On balance, we do like to be unassuming don’t we? There's something about routine and respectability that is very comforting. There's something about doing things the way they have always been done which is frankly re assuring, safe. There's something about not being surprised or disturbed [kind of keeping our heads down] which feels sensible, proper, wise, peaceful, things being as they should be, calm, unobtrusive, settled, predictable, solid…. And here's the word: Sober!
And when we get stuck in our ways, when we refuse to hear anything that may disrupt our peace or force us out of our comfort zone, then we can get angry and resistant. Look at the Pharisees – my God, the lengths they would go to keep their comfort zone. And what about you, and me!
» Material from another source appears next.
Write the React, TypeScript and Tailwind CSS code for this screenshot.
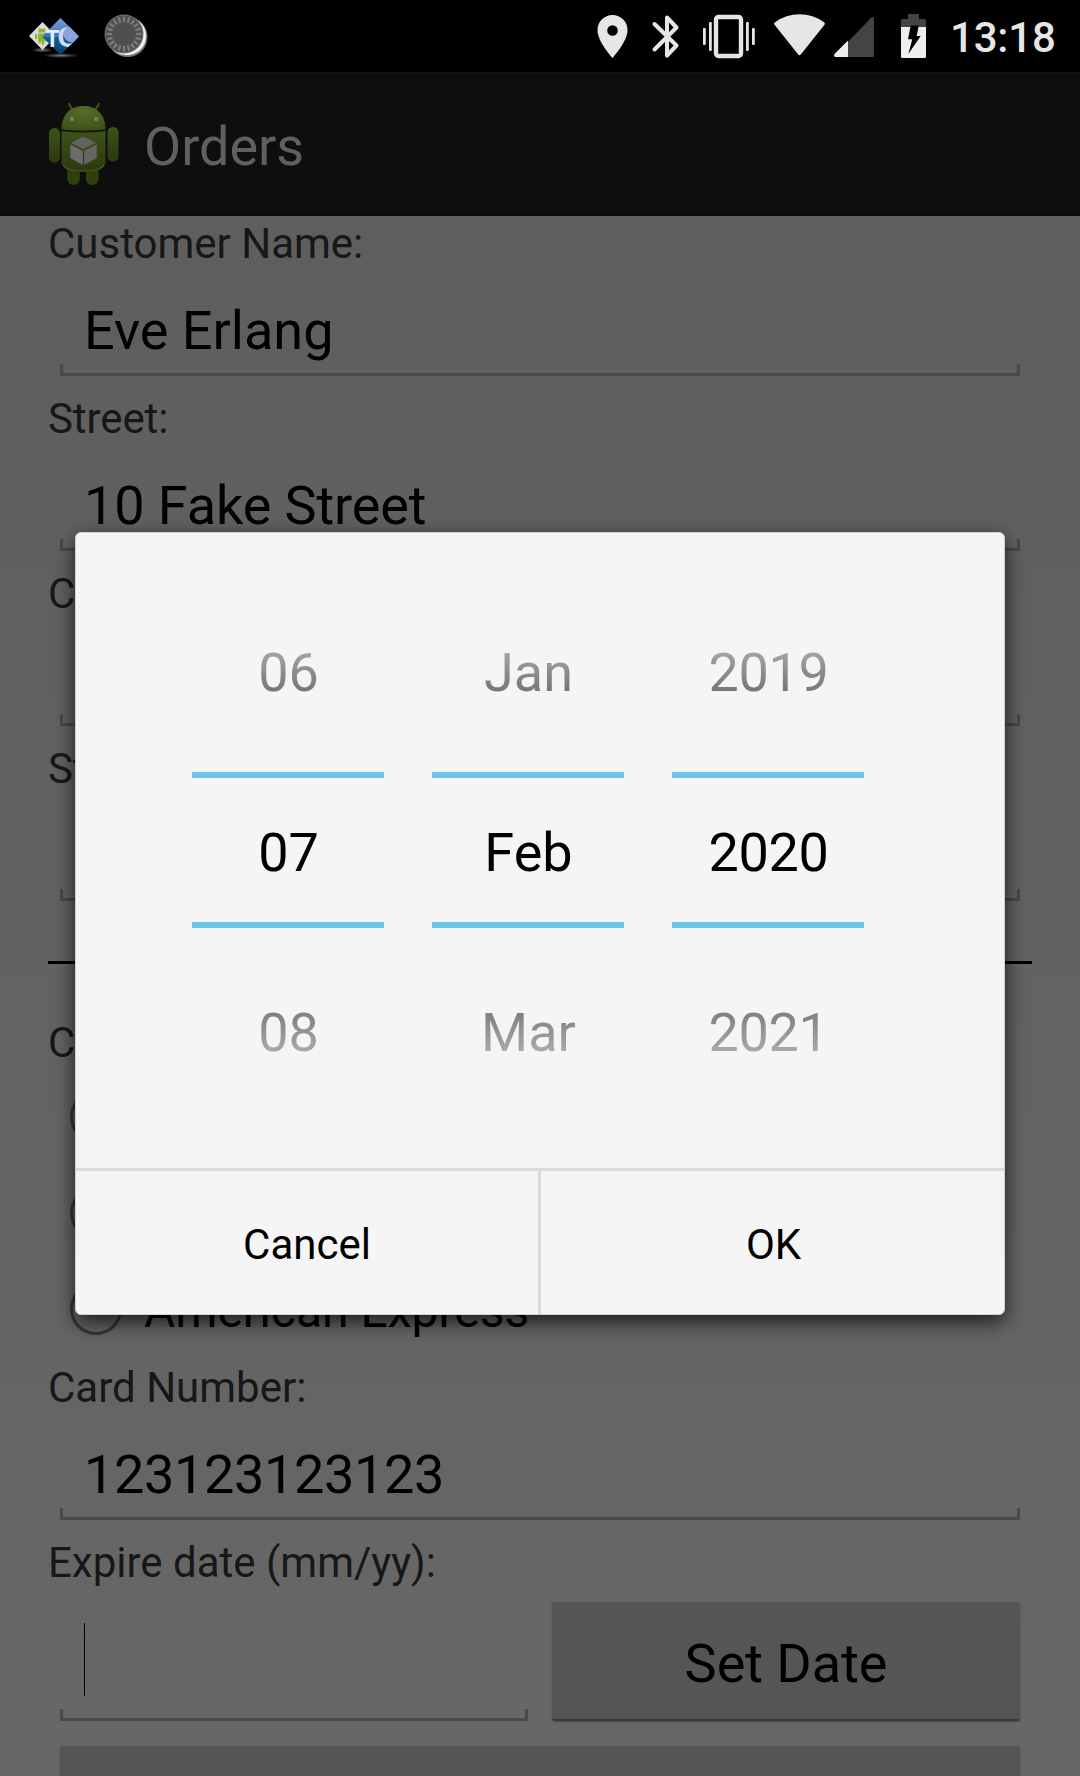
import React from "react";

const TICKS = Array.from({ length: 20 }, (_, i) => (i * 360) / 20);

function StatusBar() {
  return (
    <div className="flex h-[72px] w-full items-center bg-black">
      <svg className="ml-[26px]" width="56" height="72" viewBox="26 0 56 72">
        <defs>
          <linearGradient id="blueTile" x1="0" y1="0" x2="0" y2="1">
            <stop offset="0" stopColor="#7f9fd6" />
            <stop offset="0.5" stopColor="#3a73bb" />
            <stop offset="0.52" stopColor="#0f5d9c" />
            <stop offset="1" stopColor="#0a3c63" />
          </linearGradient>
          <radialGradient id="tileGlow">
            <stop offset="0" stopColor="#777" />
            <stop offset="1" stopColor="#000" />
          </radialGradient>
          <clipPath id="tileClip">
            <path d="M60.500 18 79 36.500 60.500 55 42 36.500Z" />
          </clipPath>
        </defs>
        <ellipse cx="42" cy="50" rx="11" ry="2.500" fill="url(#tileGlow)" />
        <ellipse cx="61" cy="55.500" rx="18" ry="2.500" fill="url(#tileGlow)" />
        <path d="M42.500 22 56 36 42.500 50 29 36Z" fill="#dcdcdc" />
        <path d="M38 32.500a4 4 0 0 1 8 0ZM38 33.500h8v8h-2v3.500h-2v-3.500h-1v2h-2v-2h-1ZM35 34h2v5h-2Z" fill="#8fb52f" />
        <path d="m39 28 1.500 2M45 28l-1.500 2" stroke="#8fb52f" />
        <path d="M60.500 18 79 36.500 60.500 55 42 36.500Z" fill="url(#blueTile)" />
        <g clipPath="url(#tileClip)">
          <text x="57.500" y="46.500" fontSize="29" fontWeight="700" fontFamily="Liberation Sans, sans-serif" fill="#cfdcf0">C</text>
          <circle cx="72" cy="34" r="8.500" fill="#8ba3d8" />
        </g>
        <text x="45.300" y="46.500" fontSize="23" fontWeight="700" fontFamily="Liberation Sans, sans-serif" fill="#e8edf4">T</text>
      </svg>
      <svg className="ml-[20px]" width="48" height="72" viewBox="102 0 48 72">
        <circle cx="127.500" cy="37" r="20" fill="#777" />
        <circle cx="126.800" cy="36" r="19.300" fill="#f2f2f2" />
        <circle cx="124" cy="34" r="19.500" fill="#6c6c6c" />
        <circle cx="124" cy="34" r="18.300" fill="#4f4f4f" />
        {TICKS.map((a) => (
          <path key={a} d="M124 22v-5.500" stroke="#7c7c7c" strokeWidth="2.200" transform={`rotate(${a} 124 34)`} />
        ))}
      </svg>
      <svg className="ml-[446px]" width="32" height="72" viewBox="596 0 32 72">
        <path fillRule="evenodd" fill="#e6e6e6" d="M612.500 15a15 15 0 0 1 15 15.500c0 11-15 27.500-15 27.500s-15-16.500-15-27.500a15 15 0 0 1 15-15.500Zm0 10.200a5.300 5.300 0 1 0 0 10.600 5.300 5.300 0 0 0 0-10.600Z" />
      </svg>
      <svg className="ml-[22px]" width="32" height="72" viewBox="650 0 32 72">
        <path d="M654.500 24 676.500 45.500 667 55.500V17.500L676.500 27.500 654.500 49.500" fill="none" stroke="#e6e6e6" strokeWidth="4" strokeLinecap="round" strokeLinejoin="round" />
      </svg>
      <svg className="ml-[18px]" width="58" height="72" viewBox="700 0 58 72" fill="#e6e6e6">
        <rect x="716" y="17" width="25" height="39" rx="2.500" fill="none" stroke="#e6e6e6" strokeWidth="4.400" />
        <rect x="703" y="28" width="2.800" height="17" rx="1" />
        <rect x="709" y="22" width="2.800" height="29" rx="1" />
        <rect x="746" y="22" width="2.800" height="29" rx="1" />
        <rect x="752" y="28" width="2.800" height="17" rx="1" />
      </svg>
      <svg className="ml-[14px]" width="56" height="72" viewBox="772 0 56 72">
        <path fill="#e6e6e6" d="M774.300 24.500Q773.500 23 775 22.200 786 14.300 799.500 14.300T824 22.200Q825.500 23 824.700 24.500L801 54.300Q799.500 56 798 54.300Z" />
      </svg>
      <svg className="ml-[4px]" width="44" height="72" viewBox="832 0 44 72">
        <path fill="#444" d="M848 57V41.700L871.500 17.600Q874 16 874 19V55.500Q874 57 872.500 57Z" />
        <path fill="#eee" d="M848 57V40.500L834.500 54Q833 57 836 57Z" />
      </svg>
      <svg className="ml-[23px]" width="30" height="72" viewBox="899 0 30 72">
        <path fill="#444" d="M908 14h11v5h5.500q1.500 0 1.500 1.500V27H901v-6.500q0-1.500 1.500-1.500h5.500Z" />
        <path fill="#eee" d="M901 27h25v29.500q0 1.500-1.500 1.500h-22q-1.500 0-1.500-1.500Z" />
        <path fill="#000" d="M910.700 25.500h8L916.700 36h4L908.300 54l4-14.700H908Z" />
      </svg>
      <span className="ml-[21px] pt-[3px] text-[42px] leading-[69px] font-medium tracking-[-0.2px] text-[#e6e6e6]">13:18</span>
    </div>
  );
}

function AndroidIcon() {
  return (
    <svg className="mt-[2px] ml-[42px]" width="84" height="96" viewBox="42 96 84 96">
      <defs>
        <linearGradient id="bodyGreen" x1="0" y1="0" x2="0" y2="1">
          <stop offset="0" stopColor="#3e5215" />
          <stop offset="1" stopColor="#2b3a0f" />
        </linearGradient>
        <radialGradient id="headGreen" cx="0.5" cy="0.2" r="0.8">
          <stop offset="0" stopColor="#566c25" />
          <stop offset="1" stopColor="#3e5218" />
        </radialGradient>
      </defs>
      <path d="m69 104 4.500 7M99 104l-4.500 7" stroke="#415319" strokeWidth="2.200" strokeLinecap="round" />
      <rect x="67.300" y="160" width="12.500" height="25" rx="6" fill="#2f400e" />
      <rect x="86" y="160" width="12.500" height="25" rx="6" fill="#2f400e" />
      <rect x="49" y="128" width="11" height="34.500" rx="5.200" fill="url(#bodyGreen)" />
      <rect x="107.500" y="127" width="11" height="34.500" rx="5.200" fill="url(#bodyGreen)" />
      <path d="M61.500 129.500C61.500 114 71 106 83.500 106s22 8 22 23.500Q84 132 61.500 129.500Z" fill="url(#headGreen)" />
      <path d="M61.500 130.500q22 3 44 0V162q0 10-22 10t-22-10Z" fill="url(#bodyGreen)" />
      <path d="M61.500 130.200q22 3 44 0" stroke="#111806" strokeWidth="1.600" fill="none" />
      <path d="M63 165q4 6 20.500 6t20.500-6" stroke="#485c1c" fill="none" strokeWidth="1.200" />
      <circle cx="72" cy="119" r="2.200" fill="#777" />
      <circle cx="96.300" cy="119" r="2.200" fill="#777" />
      <path d="M83.500 136.500 96 143 83.500 149 71 143Z" fill="#626262" />
      <path d="M70.300 144.500 82.800 150.800V165L70.300 158Z" fill="#6b6b6b" />
      <path d="M96.700 144.500 84.200 150.800V165L96.700 158Z" fill="#666" />
    </svg>
  );
}

function Label({ children }: { children: React.ReactNode }) {
  return <div className="ml-[48px] text-[42px] leading-[55px] text-[#171717]">{children}</div>;
}

function Bracket() {
  return <div className="h-[12px] border-x-[3px] border-b-[3px] border-[#494949]" />;
}

function Field({ label, value }: { label: string; value?: string }) {
  return (
    <div className="h-[175px]">
      <Label>{label}</Label>
      <div className="mx-[60px]">
        <div className="h-[93px] pt-[28px] pl-[24px] text-[54px] leading-[63px] text-black">{value}</div>
        <Bracket />
      </div>
    </div>
  );
}

function Radio({ label }: { label: string }) {
  return (
    <div className="flex h-[96px] items-center pl-[70px]">
      <span className="h-[52px] w-[52px] rounded-full border-[3px] border-[#363636]" />
      <span className="ml-[22px] pt-[3px] text-[48px] leading-[93px] text-black">{label}</span>
    </div>
  );
}

function PickerColumn({ prev, current, next }: { prev: string; current: string; next: string }) {
  return (
    <div className="w-[192px] pt-[109px] text-center text-[54px] leading-[63px]">
      <div className="bg-linear-to-b from-[#b2b2b2] to-[#686868] bg-clip-text pl-px text-transparent">{prev}</div>
      <div className="mt-[68px] h-[6px] bg-[#6bc7ea]" />
      <div className="mt-[43px] pl-px text-black">{current}</div>
      <div className="mt-[38px] h-[6px] bg-[#6bc7ea]" />
      <div className="mt-[73px] bg-linear-to-b from-[#747474] to-[#b7b7b7] bg-clip-text pl-px text-transparent">{next}</div>
    </div>
  );
}

function DateDialog() {
  return (
    <div className="absolute top-[532px] left-[75px] h-[783px] w-[930px] rounded-[6px] border border-[#d2d2d2] bg-[#f5f5f5] shadow-[0_7px_20px_rgba(0,0,0,0.72)]">
      <div className="-mx-px -mt-px flex h-[636px] gap-[48px] pl-[117px]">
        <PickerColumn prev="06" current="07" next="08" />
        <PickerColumn prev="Jan" current="Feb" next="Mar" />
        <div className="tracking-[-0.3px]">
          <PickerColumn prev="2019" current="2020" next="2021" />
        </div>
      </div>
      <div className="flex h-[146px] border-t-[3px] border-[#dadada] text-[42px] leading-[145px] text-black">
        <button className="w-[465px] border-r-[3px] border-[#dadada] pt-px">Cancel</button>
        <button className="flex-1 pt-px pl-[2px]">OK</button>
      </div>
    </div>
  );
}

export default function App() {
  return (
    <div className="relative h-[1776px] w-[1080px] overflow-hidden bg-[#5f5f5f] font-['Roboto',sans-serif]">
      <StatusBar />
      <header className="flex h-[144px] items-center border-t border-b-[3px] border-t-[#151515] border-b-[#0a0a0a] bg-[#0e0e0e]">
        <AndroidIcon />
        <h1 className="ml-[18px] pt-[7px] text-[54px] leading-[133px] text-[#606060]">Orders</h1>
      </header>
      <main className="h-[1560px] bg-linear-to-b from-[#5e5e5e] to-[#676767]">
        <Field label="Customer Name:" value="Eve Erlang" />
        <div className="tracking-[-0.1px]">
          <Field label="Street:" value="10 Fake Street" />
        </div>
        <Field label="City:" />
        <Field label="State:" />
        <div className="mx-[48px] mt-[45px] mb-[51px] h-[3px] bg-black" />
        <Label>Card:</Label>
        <div className="-mt-px">
          <Radio label="Visa" />
          <Radio label="MasterCard" />
          <Radio label="American Express" />
        </div>
        <Label>
          <span className="block pt-[3px]">Card Number:</span>
        </Label>
        <div className="mx-[60px] mb-[15px]">
          <div className="h-[93px] pt-[28px] pl-[24px] text-[54px] leading-[63px] tracking-[-0.35px] text-black">123123123123</div>
          <Bracket />
        </div>
        <Label>Expire date (mm/yy):</Label>
        <div className="mx-[60px] flex h-[131px] items-end gap-[24px]">
          <div className="flex-1">
            <div className="mb-[13px] ml-[24px] h-[73px] w-px bg-black" />
            <Bracket />
          </div>
          <button className="h-[119px] flex-1 rounded-[3px] border-b-[2px] border-[#3b3b3b] bg-[#555] pt-[6px] text-[54px] leading-[111px] text-black shadow-[0_1px_2px_#4a4a4a]">
            Set Date
          </button>
        </div>
        <div className="mx-[60px] mt-[25px] h-[120px] rounded-[3px] bg-[#555] shadow-[0_1px_2px_#4a4a4a]" />
      </main>
      <DateDialog />
    </div>
  );
}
Well, whether or not we experience the Spirit of God as a hurricane force wind, a blazing fire of intoxicating energy and vitality, or a still small voice in the midst of the hub hub, it will disturb us. The Spirit of God will and does disturb us. It tugs at us and will not let us go. ‘Where can I go from your spirit’ wails the psalmist in Psalm 139, ‘where can I flee from your presence?’. The answer is – nowhere!
So this is no new spirit we are talking about at Pentecost, no new energy that has just been invented by God to give a monumental kick up the proverbial to the hesitant disciples, those who in John's Gospel had locked themselves away in the upper room. Remember in John's version, it is Jesus who seeks them out, breaks through their locked doors of predictability and pours out the enlivening spirit of God upon them. He is the word made flesh which John tells us at the beginning his gospel has been since the beginning.
This is the Spirit of God which is the essence of God from the beginning. It is Sophia, Wisdom, she who plays and delights in God in the midst of God's creating.
This is the word who was in the beginning. And yet it is at Pentecost that the reality hits us. This Word of God, This spirit of God from the beginning is Jesus the risen Christ. If we hadn’t realised it before, now the connections are made and it all makes sense! John spells it out in the reading today and it is threaded through his Gospel. Jesus the risen Christ and the spirit are one and the same. Christ is the 'ruach' of God, the breath of God, the brooding energy of God over the waters of chaos at the beginning and over the waters of chaos in own time. This is the life energy of the universe from the beginning. And in him we now understand that he is the yearning and restlessness in us, the groaning inwardly, and is driving us towards fullness of life and love. And if we want to know what being fully alive and fully who we can be, then look at Jesus. he has shown us the way. In fact he is the way, the truth and the life. To embrace this and to be embraced by the risen Christ is what Pentecost is all about. At the transfiguration God says to the disciples, to us ‘this is my son, the beloved. Listen to him’.
This Spirit disturbs and challenges us to be all that we can be, to reach for the stars, to dream the impossible dream, to go where no one has gone before, to take up our crosses, to lay down our lives in the service of others, to protest against all that is ugly and unjust, to seek to understand those who are different from us and their needs and aspirations, to face the trials and tragedies of life in sickness and in our relationships, to reach out our empty hands in this awesome moment of the Mass and remember the power and the presence and the purpose of God in our love and the life of the world. With all our senses, listening to the voice of God
In the familiar is there not always a chance of something more? In the week by week recital of our faith as we worship, is there not the possibility of God again breaking through our familiarity and comfort ability to shake us yet again into new and amazing understanding and actions for good? Yes. Of course there is. God’s spirit groaning in us, calling us, speaking to us.
For in the ordinary rhythms of our lives, there is always the possibility of new insight and growth in our humanity and personhood, if we will be open to it.
I like my comfort zones. I need them. But I don't let them be a prison for me. I don't let myself be locked up in them as the disciples were locked in the upper room. Every mundane activity and moment has the potential to be an experience of new and extraordinary movements of grace and holiness and passion for love and life through the power and energy of God's intoxicating Spirit. Every terrifying moment in life, every trauma and every death dealing hand of fate is nevertheless filled with the incarnate Christ drawing us from darkness to light, from despair to hope, from death to life, to eternal life, to at one ness with God. ‘Listen to him’. This is the truth. This is our faith.
Wherever there is energy and a real trust in the intoxicating Spirit of God, coupled with a willingness to engage with the issues of the world in order to make a difference for good, there is life, relevance, and our heads are up!
If you want to be intoxicated by the spirit which intoxicated Peter and the others then come and take the bread of life offered to you in this Eucharist. But be prepared to be shaken out of your complacency and expectations. Indeed expect it and look forward to it with excitement and anticipation. For the risen living Christ is coming to you. Listen to him.